**REQUIRED TASK**
Quote the data exactly, first line to the line containing "10.500 19 10.500Z';", with no pictures.

**PROVIDED DATA**
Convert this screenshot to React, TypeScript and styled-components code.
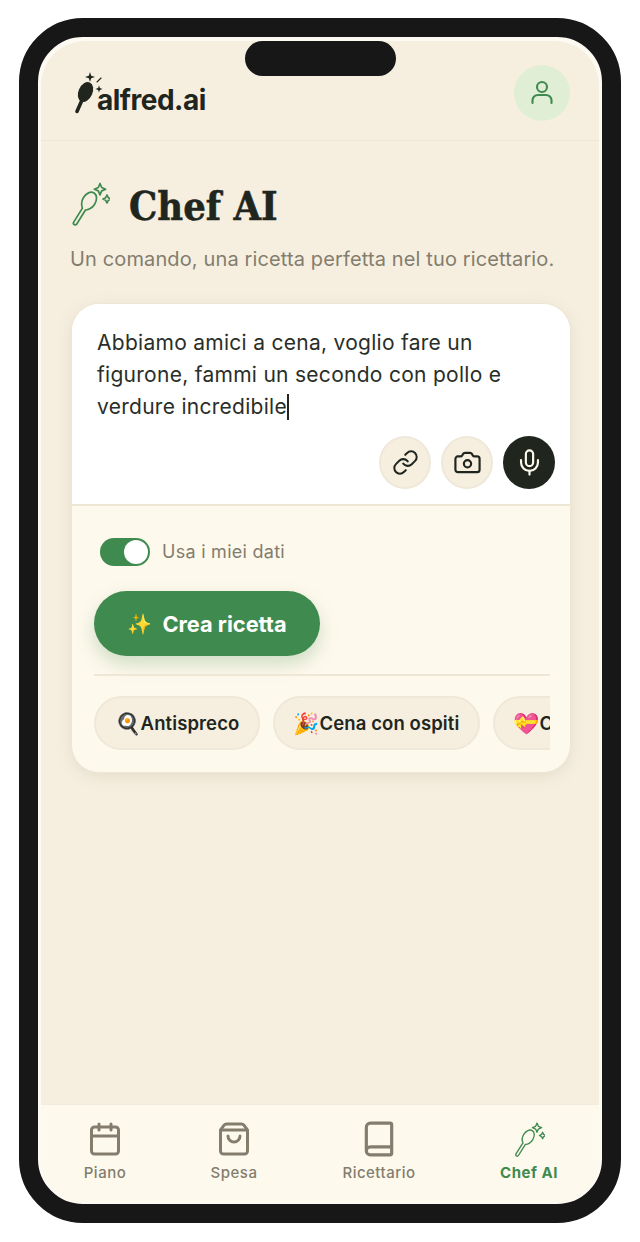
import React from 'react';
import styled, { createGlobalStyle } from 'styled-components';
import { Book, Calendar, Camera, Link, Mic, ShoppingBag } from 'lucide-react';

const GlobalStyle = createGlobalStyle`
  html, body {
    margin: 0;
    padding: 0;
    background: #ffffff;
  }
  * {
    box-sizing: border-box;
  }
`;

const tabs = [
  { label: 'Piano', Icon: Calendar, size: 36 },
  { label: 'Spesa', Icon: ShoppingBag, size: 36 },
  { label: 'Ricettario', Icon: Book, size: 38 },
];

const chips = [
  { emoji: '🍳', label: 'Antispreco' },
  { emoji: '🎉', label: 'Cena con ospiti' },
  { emoji: '💝', label: 'Cena romantica' },
];

const SPOON_OUTLINE =
  'M19 10.500C23 10.500 25.500 15 25.500 20C25.500 25 22.500 28.500 20.800 29.500L20.800 46A1.800 1.800 0 0 1 17.200 46L17.200 29.500C15.500 28.500 12.500 25 12.500 20C12.500 15 15 10.500 19 10.500Z';

const SpoonLogo = () => (
  <svg width="36" height="44" viewBox="0 0 36 44" fill="#20261e">
    <g transform="rotate(24 15.500 21)">
      <ellipse cx="15.500" cy="21" rx="7" ry="10.500" />
      <rect x="13.800" y="25" width="3.600" height="19" rx="1.800" />
    </g>
    <path d="M20 1l1.200 3.800L25 6l-3.800 1.200L20 11l-1.200-3.800L15 6l3.800-1.200z" />
    <path d="M29 14.500l.9 2.600 2.600.9-2.600.9-.9 2.600-.9-2.600-2.600-.9 2.600-.9z" />
    <path d="M27 11l4-4" stroke="#20261e" strokeWidth="1.100" strokeLinecap="round" />
  </svg>
);

const SpoonMagic = ({ width, height }: { width: number; height: number }) => (
  <svg width={width} height={height} viewBox="0 0 40 46" fill="none" stroke="#3f8a4f" strokeWidth="1.700" strokeLinejoin="round">
    <path d={SPOON_OUTLINE} transform="rotate(32 19 20)" />
    <path d="M30 2.500l1.700 4 4 1.700-4 1.700-1.700 4-1.700-4-4-1.700 4-1.700z" />
    <path d="M37 14l1.300 2.700 2.700 1.300-2.700 1.300-1.300 2.700-1.300-2.700-2.700-1.300 2.700-1.300z" />
  </svg>
);

export default function App() {
  return (
    <Page>
      <GlobalStyle />
      <Phone>
        <Notch />
        <Screen>
          <Header>
            <Logo>
              <SpoonLogo />
              <LogoText>alfred.ai</LogoText>
            </Logo>
            <Avatar>
              <svg width="30" height="30" viewBox="0 0 30 30" fill="none" stroke="#3f8a4f" strokeWidth="2.100" strokeLinecap="round">
                <circle cx="15" cy="9" r="5" />
                <path d="M5.500 25v-2.500a5.500 5.500 0 0 1 5.500-5.500h8a5.500 5.500 0 0 1 5.500 5.500V25" />
              </svg>
            </Avatar>
          </Header>
          <Main>
            <TitleRow>
              <SpoonMagic width={40} height={46} />
              <Title>Chef AI</Title>
            </TitleRow>
            <Subtitle>Un comando, una ricetta perfetta nel tuo ricettario.</Subtitle>
            <Card>
              <InputArea>
                <Prompt>
                  Abbiamo amici a cena, voglio fare un figurone, fammi un secondo con pollo e verdure incredibile
                  <Caret />
                </Prompt>
                <InputActions>
                  <RoundButton><Link size={27} strokeWidth={1.8} /></RoundButton>
                  <RoundButton><Camera size={29} strokeWidth={1.8} /></RoundButton>
                  <RoundButton $dark><Mic size={29} strokeWidth={1.8} /></RoundButton>
                </InputActions>
              </InputArea>
              <Controls>
                <ToggleRow>
                  <Toggle><Knob /></Toggle>
                  <ToggleLabel>Usa i miei dati</ToggleLabel>
                </ToggleRow>
                <CreateButton><Sparkle>✨</Sparkle>Crea ricetta</CreateButton>
                <Divider />
                <ChipRow>
                  {chips.map((chip) => (
                    <Chip key={chip.label}>
                      <ChipEmoji>{chip.emoji}</ChipEmoji>{chip.label}
                    </Chip>
                  ))}
                </ChipRow>
              </Controls>
            </Card>
          </Main>
          <TabBar>
            {tabs.map(({ label, Icon, size }) => (
              <Tab key={label}>
                <TabIcon><Icon size={size} strokeWidth={2} /></TabIcon>
                <TabLabel>{label}</TabLabel>
              </Tab>
            ))}
            <Tab $active>
              <TabIcon><SpoonMagic width={32} height={37} /></TabIcon>
              <TabLabel>Chef AI</TabLabel>
            </Tab>
          </TabBar>
        </Screen>
      </Phone>
    </Page>
  );
}

const Page = styled.div`
  width: 640px;
  height: 1242px;
  padding: 18px 19px 19px;
  font-family: Inter, 'Liberation Sans', sans-serif;
  overflow: hidden;
`;

const Phone = styled.div`
  position: relative;
  width: 602px;
  height: 1205px;
  padding: 4px 3px 2px;
  border: 19px solid #171717;
  border-radius: 64px;
  background: #fdfaf3;
`;

const Notch = styled.div`
  position: absolute;
  top: 4px;
  left: 207px;
  width: 151px;
  height: 35px;
  border-radius: 18px;
  background: #171717;
  z-index: 2;
`;

const Screen = styled.div`
  display: flex;
  flex-direction: column;
  height: 100%;
  border-radius: 44px;
  overflow: hidden;
  background: #f6efe0;
`;

const Header = styled.header`
  display: flex;
  align-items: center;
  justify-content: space-between;
  flex: none;
  height: 100px;
  padding: 12px 29px 8px;
  border-bottom: 1px solid #efe7d6;
`;

const Logo = styled.div`
  display: flex;
  align-items: flex-end;
`;

const LogoText = styled.div`
  margin-left: -9px;
  margin-bottom: -2px;
  font-size: 28px;
  font-weight: 700;
  letter-spacing: -0.5px;
  line-height: 34px;
  color: #20261e;
`;

const Avatar = styled.div`
  display: flex;
  align-items: center;
  justify-content: center;
  width: 56px;
  height: 56px;
  border-radius: 50%;
  background: #e0eed6;
`;

const Main = styled.main`
  flex: 1;
  padding: 38px 30px 0 29px;
`;

const TitleRow = styled.div`
  display: flex;
  align-items: center;
  gap: 19px;
  height: 50px;
`;

const Title = styled.h1`
  margin: 0;
  padding-top: 4px;
  font-family: 'DejaVu Serif', 'Liberation Serif', serif;
  font-stretch: condensed;
  font-size: 39.5px;
  font-weight: 700;
  color: #20261e;
  -webkit-text-stroke: 0.5px #20261e;
`;

const Subtitle = styled.p`
  margin: 16px 0 0;
  font-size: 20px;
  letter-spacing: 0.13px;
  line-height: 28px;
  color: #837d6e;
  white-space: nowrap;
`;

const Card = styled.section`
  width: 500px;
  height: 470px;
  margin: 30px 0 0 1px;
  border: 1px solid #eee6d4;
  border-radius: 28px;
  overflow: hidden;
  background: #fef9ed;
  box-shadow: 0 4px 16px rgba(120, 100, 60, 0.12);
`;

const InputArea = styled.div`
  display: flex;
  flex-direction: column;
  height: 202px;
  padding: 23px 15px 15px 25px;
  border-bottom: 2px solid #efe7d6;
  background: #ffffff;
`;

const Prompt = styled.div`
  flex: 1;
  font-size: 21px;
  letter-spacing: 0.28px;
  line-height: 32px;
  color: #2a2e28;
`;

const Caret = styled.span`
  display: inline-block;
  width: 2px;
  height: 26px;
  margin-bottom: -6px;
  background: #20261e;
`;

const InputActions = styled.div`
  display: flex;
  justify-content: flex-end;
  gap: 10px;
`;

const RoundButton = styled.div<{ $dark?: boolean }>`
  display: flex;
  align-items: center;
  justify-content: center;
  width: 52px;
  height: 53px;
  border-radius: 50%;
  border: ${(props) => (props.$dark ? 'none' : '2px solid #efe8d9')};
  background: ${(props) => (props.$dark ? '#20261e' : '#f6efe0')};
  color: ${(props) => (props.$dark ? '#fef9ed' : '#20261e')};
`;

const Controls = styled.div`
  padding: 32px 20px 0 22px;
`;

const ToggleRow = styled.div`
  display: flex;
  align-items: center;
  gap: 12px;
  margin-left: 6px;
`;

const Toggle = styled.div`
  display: flex;
  align-items: center;
  justify-content: flex-end;
  width: 50px;
  height: 28px;
  padding: 0 2px;
  border-radius: 14px;
  background: #3f8a4f;
`;

const Knob = styled.div`
  width: 24px;
  height: 24px;
  border-radius: 50%;
  background: #ffffff;
`;

const ToggleLabel = styled.span`
  font-size: 18px;
  letter-spacing: 0.27px;
  line-height: 26px;
  color: #837d6e;
`;

const CreateButton = styled.div`
  display: flex;
  align-items: center;
  justify-content: center;
  gap: 10px;
  width: 226px;
  height: 65px;
  margin-top: 25px;
  border-radius: 33px;
  background: #3f8a4f;
  color: #ffffff;
  font-size: 21.800px;
  font-weight: 700;
  box-shadow: 0 8px 18px rgba(63, 138, 79, 0.25);
`;

const Sparkle = styled.span`
  font-size: 20px;
`;

const Divider = styled.div`
  height: 2px;
  margin-top: 18px;
  background: #efe7d6;
`;

const ChipRow = styled.div`
  display: flex;
  gap: 13px;
  margin-top: 20px;
  overflow: hidden;
`;

const Chip = styled.div`
  display: flex;
  align-items: center;
  justify-content: center;
  flex: none;
  height: 54px;
  padding: 0 18.500px;
  border: 2px solid #efe8d9;
  border-radius: 27px;
  background: #f6efe0;
  color: #20261e;
  font-size: 18.500px;
  letter-spacing: 0.1px;
  font-weight: 600;
  white-space: nowrap;
`;

const ChipEmoji = styled.span`
  font-size: 21px;
`;

const TabBar = styled.nav`
  display: grid;
  grid-template-columns: 128px 130px 160px 140px;
  flex: none;
  height: 98px;
  padding-top: 15px;
  border-top: 1px solid #f3ecdc;
  background: #fef9ed;
`;

const Tab = styled.div<{ $active?: boolean }>`
  display: flex;
  flex-direction: column;
  align-items: center;
  gap: 6px;
  color: ${(props) => (props.$active ? '#3f8a4f' : '#837d6e')};
  font-weight: ${(props) => (props.$active ? 700 : 500)};
`;

const TabIcon = styled.div`
  display: flex;
  align-items: center;
  justify-content: center;
  height: 38px;
`;

const TabLabel = styled.span`
  font-size: 15px;
  letter-spacing: 0.5px;
  line-height: 18px;
`;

**EXERCISE SOLUTION**
Convert this screenshot to React, TypeScript and styled-components code.
import React from 'react';
import styled, { createGlobalStyle } from 'styled-components';
import { Book, Calendar, Camera, Link, Mic, ShoppingBag } from 'lucide-react';

const GlobalStyle = createGlobalStyle`
  html, body {
    margin: 0;
    padding: 0;
    background: #ffffff;
  }
  * {
    box-sizing: border-box;
  }
`;

const tabs = [
  { label: 'Piano', Icon: Calendar, size: 36 },
  { label: 'Spesa', Icon: ShoppingBag, size: 36 },
  { label: 'Ricettario', Icon: Book, size: 38 },
];

const chips = [
  { emoji: '🍳', label: 'Antispreco' },
  { emoji: '🎉', label: 'Cena con ospiti' },
  { emoji: '💝', label: 'Cena romantica' },
];

const SPOON_OUTLINE =
  'M19 10.500C23 10.500 25.500 15 25.500 20C25.500 25 22.500 28.500 20.800 29.500L20.800 46A1.800 1.800 0 0 1 17.200 46L17.200 29.500C15.500 28.500 12.500 25 12.500 20C12.500 15 15 10.500 19 10.500Z';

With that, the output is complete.